● **TASK REQUIREMENTS**:
Pull every line with the word "index" out of the entries below.

(Web page code records)
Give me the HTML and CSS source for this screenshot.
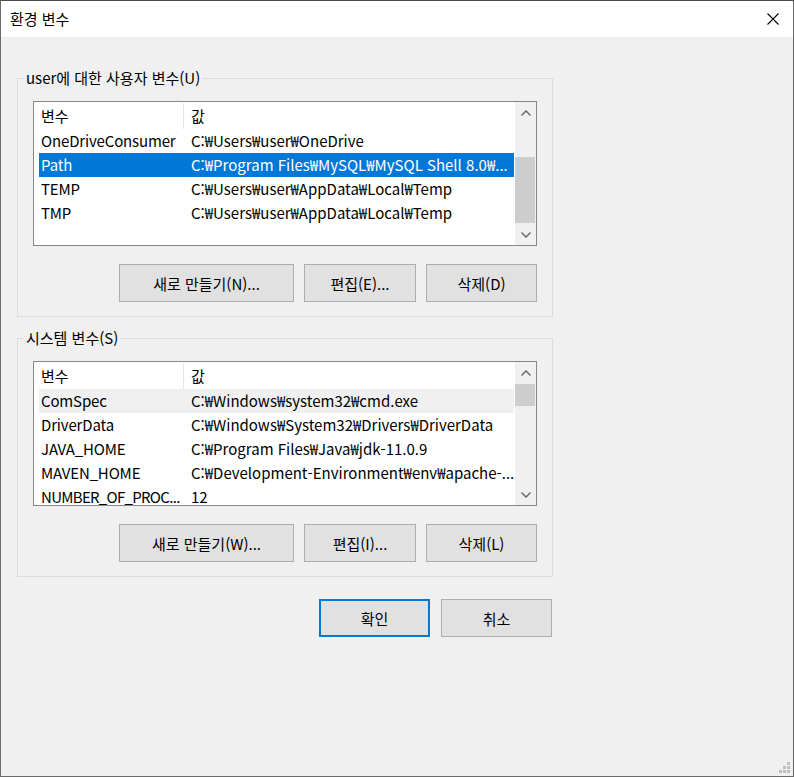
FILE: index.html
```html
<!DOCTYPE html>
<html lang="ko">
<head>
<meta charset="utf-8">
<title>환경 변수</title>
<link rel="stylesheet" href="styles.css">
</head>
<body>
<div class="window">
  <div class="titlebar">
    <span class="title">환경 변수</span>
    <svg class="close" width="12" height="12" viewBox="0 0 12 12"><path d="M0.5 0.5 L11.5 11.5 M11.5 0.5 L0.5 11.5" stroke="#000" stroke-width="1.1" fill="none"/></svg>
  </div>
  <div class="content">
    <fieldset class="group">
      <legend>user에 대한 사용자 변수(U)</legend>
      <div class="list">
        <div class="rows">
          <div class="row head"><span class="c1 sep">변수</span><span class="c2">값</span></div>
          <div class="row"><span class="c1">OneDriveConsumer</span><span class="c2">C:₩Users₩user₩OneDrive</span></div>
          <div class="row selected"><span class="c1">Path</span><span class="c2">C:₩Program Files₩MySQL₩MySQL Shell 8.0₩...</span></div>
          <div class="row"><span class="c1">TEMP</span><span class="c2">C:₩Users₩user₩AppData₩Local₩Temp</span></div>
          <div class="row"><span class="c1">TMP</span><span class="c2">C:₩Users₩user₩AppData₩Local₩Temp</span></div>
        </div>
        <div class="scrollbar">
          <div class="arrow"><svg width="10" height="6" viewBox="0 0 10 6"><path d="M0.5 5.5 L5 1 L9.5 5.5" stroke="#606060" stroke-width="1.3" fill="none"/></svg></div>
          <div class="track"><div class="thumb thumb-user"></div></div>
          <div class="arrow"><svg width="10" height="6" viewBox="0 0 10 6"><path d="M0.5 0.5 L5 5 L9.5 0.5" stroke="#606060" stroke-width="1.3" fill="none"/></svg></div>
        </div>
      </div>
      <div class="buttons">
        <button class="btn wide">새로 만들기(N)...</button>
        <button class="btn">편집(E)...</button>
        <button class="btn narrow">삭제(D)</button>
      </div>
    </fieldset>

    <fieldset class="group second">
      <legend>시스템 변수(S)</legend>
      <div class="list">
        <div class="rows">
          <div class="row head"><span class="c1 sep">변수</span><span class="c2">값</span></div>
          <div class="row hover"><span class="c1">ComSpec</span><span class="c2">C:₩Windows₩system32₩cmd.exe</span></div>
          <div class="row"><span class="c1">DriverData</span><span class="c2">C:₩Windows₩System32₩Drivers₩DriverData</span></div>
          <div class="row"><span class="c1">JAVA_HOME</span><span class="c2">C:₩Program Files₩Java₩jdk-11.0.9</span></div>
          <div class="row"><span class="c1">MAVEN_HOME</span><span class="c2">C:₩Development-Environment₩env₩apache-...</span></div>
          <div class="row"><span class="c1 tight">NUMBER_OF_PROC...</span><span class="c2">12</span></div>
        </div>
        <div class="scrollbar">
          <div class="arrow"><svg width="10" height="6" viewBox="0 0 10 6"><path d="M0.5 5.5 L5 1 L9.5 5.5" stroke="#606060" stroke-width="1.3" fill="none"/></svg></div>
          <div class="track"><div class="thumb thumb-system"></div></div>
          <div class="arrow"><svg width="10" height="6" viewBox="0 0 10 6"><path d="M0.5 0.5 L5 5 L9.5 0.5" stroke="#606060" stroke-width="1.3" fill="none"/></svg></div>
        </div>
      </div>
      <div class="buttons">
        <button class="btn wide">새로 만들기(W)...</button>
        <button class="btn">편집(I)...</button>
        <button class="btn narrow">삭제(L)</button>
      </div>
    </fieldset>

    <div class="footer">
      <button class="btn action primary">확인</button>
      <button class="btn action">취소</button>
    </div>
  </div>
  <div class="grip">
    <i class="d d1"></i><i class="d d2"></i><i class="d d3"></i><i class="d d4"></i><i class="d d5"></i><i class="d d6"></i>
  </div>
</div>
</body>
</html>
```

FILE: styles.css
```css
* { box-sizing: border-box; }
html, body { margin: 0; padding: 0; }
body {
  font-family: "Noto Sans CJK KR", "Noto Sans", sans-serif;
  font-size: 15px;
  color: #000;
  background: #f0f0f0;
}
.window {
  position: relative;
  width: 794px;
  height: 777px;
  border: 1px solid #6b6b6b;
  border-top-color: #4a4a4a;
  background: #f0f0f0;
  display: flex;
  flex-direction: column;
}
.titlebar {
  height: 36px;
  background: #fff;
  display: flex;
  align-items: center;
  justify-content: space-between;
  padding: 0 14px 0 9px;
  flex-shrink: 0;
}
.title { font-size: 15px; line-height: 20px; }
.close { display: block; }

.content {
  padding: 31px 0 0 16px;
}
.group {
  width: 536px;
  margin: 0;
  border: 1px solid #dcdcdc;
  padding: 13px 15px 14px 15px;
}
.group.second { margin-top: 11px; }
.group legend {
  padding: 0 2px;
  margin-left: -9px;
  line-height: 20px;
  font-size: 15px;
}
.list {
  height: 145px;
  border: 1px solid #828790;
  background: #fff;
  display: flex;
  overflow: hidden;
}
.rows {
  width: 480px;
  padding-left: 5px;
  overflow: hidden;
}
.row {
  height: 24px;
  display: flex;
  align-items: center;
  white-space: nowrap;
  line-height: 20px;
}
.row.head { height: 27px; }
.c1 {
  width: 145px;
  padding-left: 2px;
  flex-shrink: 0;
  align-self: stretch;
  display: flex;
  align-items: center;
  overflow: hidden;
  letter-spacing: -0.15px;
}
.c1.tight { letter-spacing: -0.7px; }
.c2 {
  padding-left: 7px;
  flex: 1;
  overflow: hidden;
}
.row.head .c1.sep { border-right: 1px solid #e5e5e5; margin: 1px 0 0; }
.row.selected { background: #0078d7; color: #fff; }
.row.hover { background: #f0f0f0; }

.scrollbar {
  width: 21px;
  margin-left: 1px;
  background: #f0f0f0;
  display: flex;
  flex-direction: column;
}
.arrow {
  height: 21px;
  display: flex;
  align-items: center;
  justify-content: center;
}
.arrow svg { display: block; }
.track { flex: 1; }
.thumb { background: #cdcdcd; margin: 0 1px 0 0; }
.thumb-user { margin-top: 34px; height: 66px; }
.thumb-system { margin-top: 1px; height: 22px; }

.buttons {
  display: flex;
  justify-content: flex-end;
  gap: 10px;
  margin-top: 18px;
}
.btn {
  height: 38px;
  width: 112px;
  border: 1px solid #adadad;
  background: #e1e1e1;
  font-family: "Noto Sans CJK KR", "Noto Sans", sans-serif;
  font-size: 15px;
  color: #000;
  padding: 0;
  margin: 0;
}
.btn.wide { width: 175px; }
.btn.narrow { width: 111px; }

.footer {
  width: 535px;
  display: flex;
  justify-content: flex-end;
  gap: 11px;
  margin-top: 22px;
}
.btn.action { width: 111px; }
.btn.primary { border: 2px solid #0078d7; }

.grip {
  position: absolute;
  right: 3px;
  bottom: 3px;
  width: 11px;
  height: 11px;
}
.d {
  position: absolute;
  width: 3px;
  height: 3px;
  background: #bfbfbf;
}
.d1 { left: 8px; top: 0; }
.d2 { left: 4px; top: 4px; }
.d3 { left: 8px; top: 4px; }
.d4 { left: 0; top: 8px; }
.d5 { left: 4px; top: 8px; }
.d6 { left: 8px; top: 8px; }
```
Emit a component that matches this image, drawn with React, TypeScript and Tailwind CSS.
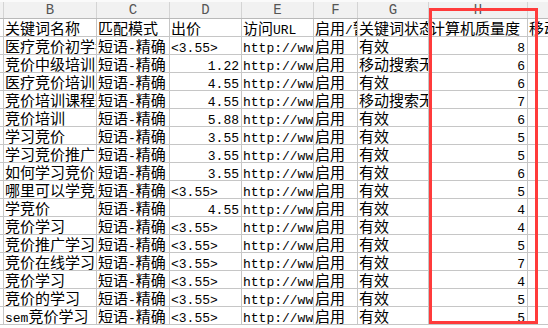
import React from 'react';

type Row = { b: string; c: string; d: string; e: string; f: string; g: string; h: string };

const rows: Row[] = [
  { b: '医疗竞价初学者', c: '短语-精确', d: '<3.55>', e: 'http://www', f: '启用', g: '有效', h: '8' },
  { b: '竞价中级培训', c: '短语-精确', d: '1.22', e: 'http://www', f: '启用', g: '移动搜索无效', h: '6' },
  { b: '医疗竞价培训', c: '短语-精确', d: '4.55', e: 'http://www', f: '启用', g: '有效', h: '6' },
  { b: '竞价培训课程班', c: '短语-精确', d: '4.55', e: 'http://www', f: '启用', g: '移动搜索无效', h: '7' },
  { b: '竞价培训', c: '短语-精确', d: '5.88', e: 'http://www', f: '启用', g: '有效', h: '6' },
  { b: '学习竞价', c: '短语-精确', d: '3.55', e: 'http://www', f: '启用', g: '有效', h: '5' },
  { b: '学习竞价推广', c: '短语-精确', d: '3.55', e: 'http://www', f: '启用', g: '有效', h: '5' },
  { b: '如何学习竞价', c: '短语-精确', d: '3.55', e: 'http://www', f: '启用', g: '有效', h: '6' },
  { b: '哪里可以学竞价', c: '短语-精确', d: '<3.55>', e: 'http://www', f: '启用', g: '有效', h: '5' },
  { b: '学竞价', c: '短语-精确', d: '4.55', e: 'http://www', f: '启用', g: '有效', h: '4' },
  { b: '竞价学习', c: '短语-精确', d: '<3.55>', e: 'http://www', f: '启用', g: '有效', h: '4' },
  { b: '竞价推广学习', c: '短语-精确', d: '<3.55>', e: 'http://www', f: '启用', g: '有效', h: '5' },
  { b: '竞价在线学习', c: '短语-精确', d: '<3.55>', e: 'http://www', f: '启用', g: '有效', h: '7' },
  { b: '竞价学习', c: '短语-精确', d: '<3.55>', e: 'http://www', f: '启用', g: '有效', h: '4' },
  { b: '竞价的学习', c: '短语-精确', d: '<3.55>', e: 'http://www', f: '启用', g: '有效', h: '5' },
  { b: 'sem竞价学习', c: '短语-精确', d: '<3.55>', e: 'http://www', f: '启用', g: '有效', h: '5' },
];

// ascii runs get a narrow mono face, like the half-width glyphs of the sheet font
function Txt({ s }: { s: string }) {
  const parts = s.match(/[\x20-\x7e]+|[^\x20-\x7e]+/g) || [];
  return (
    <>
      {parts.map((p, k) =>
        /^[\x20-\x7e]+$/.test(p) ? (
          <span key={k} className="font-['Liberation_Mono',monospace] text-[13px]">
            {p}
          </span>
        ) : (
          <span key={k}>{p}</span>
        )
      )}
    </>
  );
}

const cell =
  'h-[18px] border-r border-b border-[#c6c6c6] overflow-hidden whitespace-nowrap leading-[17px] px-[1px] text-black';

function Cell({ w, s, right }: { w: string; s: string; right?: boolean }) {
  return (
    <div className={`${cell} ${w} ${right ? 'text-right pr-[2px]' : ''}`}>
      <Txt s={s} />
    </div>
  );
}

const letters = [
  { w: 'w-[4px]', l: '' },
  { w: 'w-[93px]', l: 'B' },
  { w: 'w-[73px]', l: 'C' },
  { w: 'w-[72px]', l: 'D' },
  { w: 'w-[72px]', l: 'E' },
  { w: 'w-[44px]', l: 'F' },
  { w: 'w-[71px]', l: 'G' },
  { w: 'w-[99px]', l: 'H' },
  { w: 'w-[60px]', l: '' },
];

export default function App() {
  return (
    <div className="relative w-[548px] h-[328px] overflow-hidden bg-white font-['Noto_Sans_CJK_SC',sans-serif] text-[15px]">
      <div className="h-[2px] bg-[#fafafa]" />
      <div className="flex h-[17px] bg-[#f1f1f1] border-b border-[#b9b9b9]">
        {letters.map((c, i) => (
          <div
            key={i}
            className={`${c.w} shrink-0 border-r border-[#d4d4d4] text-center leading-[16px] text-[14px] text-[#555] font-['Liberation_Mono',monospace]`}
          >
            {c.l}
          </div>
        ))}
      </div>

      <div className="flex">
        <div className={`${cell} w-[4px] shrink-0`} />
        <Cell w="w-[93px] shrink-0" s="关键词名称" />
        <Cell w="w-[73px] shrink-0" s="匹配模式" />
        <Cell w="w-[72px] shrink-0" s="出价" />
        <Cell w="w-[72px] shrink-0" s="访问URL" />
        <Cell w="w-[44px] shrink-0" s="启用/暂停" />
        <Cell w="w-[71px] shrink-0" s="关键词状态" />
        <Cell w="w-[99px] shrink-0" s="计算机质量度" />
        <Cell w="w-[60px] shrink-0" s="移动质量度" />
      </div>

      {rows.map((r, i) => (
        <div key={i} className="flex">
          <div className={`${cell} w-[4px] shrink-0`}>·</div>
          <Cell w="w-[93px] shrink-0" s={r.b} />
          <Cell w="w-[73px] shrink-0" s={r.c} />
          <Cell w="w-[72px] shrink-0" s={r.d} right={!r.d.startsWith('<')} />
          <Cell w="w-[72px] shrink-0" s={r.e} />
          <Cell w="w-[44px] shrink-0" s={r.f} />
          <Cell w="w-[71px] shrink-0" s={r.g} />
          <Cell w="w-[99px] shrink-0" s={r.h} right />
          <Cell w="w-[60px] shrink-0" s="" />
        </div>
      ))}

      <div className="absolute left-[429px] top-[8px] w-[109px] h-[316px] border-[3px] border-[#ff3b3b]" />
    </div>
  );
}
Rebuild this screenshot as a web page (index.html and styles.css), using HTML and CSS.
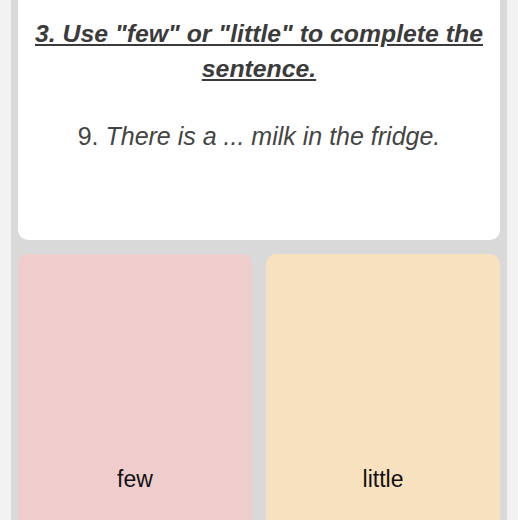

● **EXERCISE RESULT**:
FILE: index.html
Rebuild this screenshot as a web page (index.html and styles.css), using HTML and CSS.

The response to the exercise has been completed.